Part of the problem here is that Haskell has no concept of object identity, so when you say you have a DAG where you refer to the same node twice, as far as Haskell is concerned its just two values in different places on a tree. This is fundamentally different from the OO concept where an object is indexed by its location in memory, so the distinction between "same object" and "different objects with equal fields" is meaningful.

To solve your problem you need to detect when you are visiting the same object that you saw earlier, and in order to do that you need to have a concept of "same object" that is independent of the value. There are two basic ways to attack this:

• Store all your objects in a vector (ie an array), and use the vector index as an object identity. Replace values with indices throughout your data structure.

• Give each object a unique "identity" field so you can tell if you have seen this one before when traversing the DAG.

The former is how the Data.Graph module in the containers package does it. One advantage is that, if you have a single mapping from DAG to vector, then DAG equality becomes just vector equality.

Answer 2

Any efficient way to test for equality will be intertwined with the way you build up the DAG values.

Here is an idea which keeps track of all nodes ever created in a Map. As new nodes are added to the Map they are assigned a unique id.

Creating nodes now becomes monadic as you have thread this Map (and the next available id) throughout your computation.
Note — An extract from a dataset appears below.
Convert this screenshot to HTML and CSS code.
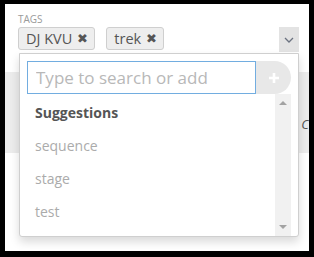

In this example the nodes are implemented as Rose trees, and the order of the children is not significant - hence the call to sort in deriving the key into the map.

 import Control.Monad.State
 import Data.List
 import qualified Data.Map as M

 data Node = Node { _eqIdent:: Int      -- equality identifier
                  , _value :: String    -- value associated with the node
                  , _children :: [Node] -- children
                  }
   deriving (Show)

 type BuildState = (Int, M.Map (String,[Int]) Node)

 buildNode :: String -> [Node] -> State BuildState Node
 buildNode value nodes = do
   (nextid, nodeMap) <- get
   let key = (value, sort (map _eqIdent nodes))  -- the identity of the node
   case M.lookup key nodeMap of
     Nothing   -> do let n = Node nextid value nodes
                         nodeMap' = M.insert key n nodeMap
                     put (nextid+1, nodeMap')
                     return n
     Just node -> return node

 nodeEquality :: Node -> Node -> Bool
 nodeEquality a b = _eqIdent a == _eqIdent b

One caveat -- this approach requires that you know all the children of a node when you build it.